Times staff writers take a look back at the Centennial Games

August 05, 1996|MIKE PENNER

I watched Kerri Strug vault her way into history and an income tax bracket previously not imagined, but then, so did 99 million American households. By the final weekend of these Games, slow-motion images of little Kerri sticking and grimacing were running neck and neck with the peacock as the official logo of the 1996 Olympic television network.

Nine days later and 70 miles to the northeast, I witnessed a scene far removed from prime time, but no less remarkable--76,481 paid spectators at a women's soccer game on a muggy August night in Georgia.

Women's soccer teams from China and the United States were playing for the gold medal at Sanford Stadium, and the small college town of Athens was under siege. Traffic snarls, two-mile walks from makeshift parking lots, desperate fans holding up hand-scrawled "I NEED 2 TICKETS" cardboard signs--all this for a bunch of non-leotarded non-pixies playing the wrong kind of football?

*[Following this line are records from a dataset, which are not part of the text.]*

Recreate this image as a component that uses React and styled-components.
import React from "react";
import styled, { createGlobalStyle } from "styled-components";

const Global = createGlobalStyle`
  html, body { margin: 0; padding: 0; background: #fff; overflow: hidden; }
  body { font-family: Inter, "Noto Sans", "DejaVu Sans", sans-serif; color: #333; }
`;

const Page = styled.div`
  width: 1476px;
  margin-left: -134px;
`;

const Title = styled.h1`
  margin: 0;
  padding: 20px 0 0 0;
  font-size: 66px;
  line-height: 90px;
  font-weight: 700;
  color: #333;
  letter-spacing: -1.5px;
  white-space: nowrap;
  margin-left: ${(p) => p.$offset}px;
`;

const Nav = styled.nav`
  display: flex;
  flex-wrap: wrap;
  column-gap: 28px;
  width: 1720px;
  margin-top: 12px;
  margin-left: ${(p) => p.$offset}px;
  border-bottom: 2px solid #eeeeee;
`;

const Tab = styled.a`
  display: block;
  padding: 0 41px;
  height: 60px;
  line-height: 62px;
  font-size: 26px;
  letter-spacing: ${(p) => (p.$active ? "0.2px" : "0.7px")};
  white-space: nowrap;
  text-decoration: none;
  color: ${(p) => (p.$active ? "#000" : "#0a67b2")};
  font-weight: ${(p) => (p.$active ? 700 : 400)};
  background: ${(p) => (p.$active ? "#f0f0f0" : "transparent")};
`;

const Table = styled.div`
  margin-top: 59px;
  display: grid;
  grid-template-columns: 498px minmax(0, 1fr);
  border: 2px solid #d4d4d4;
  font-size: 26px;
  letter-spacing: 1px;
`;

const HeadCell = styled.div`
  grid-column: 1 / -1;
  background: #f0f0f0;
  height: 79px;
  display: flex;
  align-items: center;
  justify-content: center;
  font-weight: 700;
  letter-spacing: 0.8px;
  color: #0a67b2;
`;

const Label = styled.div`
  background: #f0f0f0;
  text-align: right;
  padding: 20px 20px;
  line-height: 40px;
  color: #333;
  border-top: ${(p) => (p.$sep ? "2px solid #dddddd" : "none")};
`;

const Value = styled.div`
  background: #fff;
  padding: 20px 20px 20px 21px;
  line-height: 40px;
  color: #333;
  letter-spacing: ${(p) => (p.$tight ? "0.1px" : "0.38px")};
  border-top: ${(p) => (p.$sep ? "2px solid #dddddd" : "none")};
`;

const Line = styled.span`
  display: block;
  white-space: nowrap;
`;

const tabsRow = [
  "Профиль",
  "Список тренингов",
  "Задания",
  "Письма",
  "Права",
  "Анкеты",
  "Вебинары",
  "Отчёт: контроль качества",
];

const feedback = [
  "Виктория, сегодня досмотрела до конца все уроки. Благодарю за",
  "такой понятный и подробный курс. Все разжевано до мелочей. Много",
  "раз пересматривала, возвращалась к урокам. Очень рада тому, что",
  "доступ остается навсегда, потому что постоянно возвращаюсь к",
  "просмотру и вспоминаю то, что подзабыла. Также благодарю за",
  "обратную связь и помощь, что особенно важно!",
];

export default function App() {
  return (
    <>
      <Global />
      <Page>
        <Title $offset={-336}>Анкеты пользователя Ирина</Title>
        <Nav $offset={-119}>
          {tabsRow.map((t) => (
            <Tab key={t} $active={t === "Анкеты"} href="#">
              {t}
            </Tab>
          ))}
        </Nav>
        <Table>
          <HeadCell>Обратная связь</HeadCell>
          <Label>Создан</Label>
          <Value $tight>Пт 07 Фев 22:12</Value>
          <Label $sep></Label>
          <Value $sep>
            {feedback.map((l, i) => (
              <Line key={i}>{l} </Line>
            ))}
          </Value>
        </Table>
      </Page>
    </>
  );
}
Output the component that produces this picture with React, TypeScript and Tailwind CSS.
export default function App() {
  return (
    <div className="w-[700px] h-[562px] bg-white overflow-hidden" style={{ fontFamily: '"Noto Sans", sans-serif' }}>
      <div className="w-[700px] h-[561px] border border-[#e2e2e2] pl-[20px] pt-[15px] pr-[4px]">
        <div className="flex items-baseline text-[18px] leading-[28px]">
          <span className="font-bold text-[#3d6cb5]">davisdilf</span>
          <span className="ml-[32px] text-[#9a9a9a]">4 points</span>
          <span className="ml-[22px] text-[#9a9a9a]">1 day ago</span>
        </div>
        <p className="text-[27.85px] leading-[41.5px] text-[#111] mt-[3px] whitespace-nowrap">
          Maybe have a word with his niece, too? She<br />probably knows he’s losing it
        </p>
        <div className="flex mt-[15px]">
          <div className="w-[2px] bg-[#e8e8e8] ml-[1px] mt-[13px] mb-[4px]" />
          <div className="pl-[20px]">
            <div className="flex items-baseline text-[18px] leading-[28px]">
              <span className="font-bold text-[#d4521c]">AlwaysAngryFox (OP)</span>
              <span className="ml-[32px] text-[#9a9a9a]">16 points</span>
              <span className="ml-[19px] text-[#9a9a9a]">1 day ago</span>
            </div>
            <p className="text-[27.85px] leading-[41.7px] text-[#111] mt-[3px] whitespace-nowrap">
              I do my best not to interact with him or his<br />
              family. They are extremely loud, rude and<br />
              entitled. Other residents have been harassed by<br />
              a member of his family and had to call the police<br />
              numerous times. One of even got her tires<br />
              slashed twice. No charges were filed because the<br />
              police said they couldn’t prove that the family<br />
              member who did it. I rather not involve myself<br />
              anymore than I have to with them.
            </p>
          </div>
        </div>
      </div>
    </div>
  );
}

But Herschel Walker never received an ovation as thunderous as the one accorded the U.S. women after the whistle sounded on their 2-1 victory.

For more than half an hour, the crowd stayed and roared as the American women grabbed a few flags, savored a long, slow victory lap and lingered on the podium after receiving their medals.

Mia Hamm, the Americans' star striker, was so overwhelmed she could hardly speak. It was the kind of moment seen too infrequently at these Olympics--unscripted, straight from the heart, unprompted by hype.

According to reports, long before these Coca-Cola Games, that was the Olympic ideal.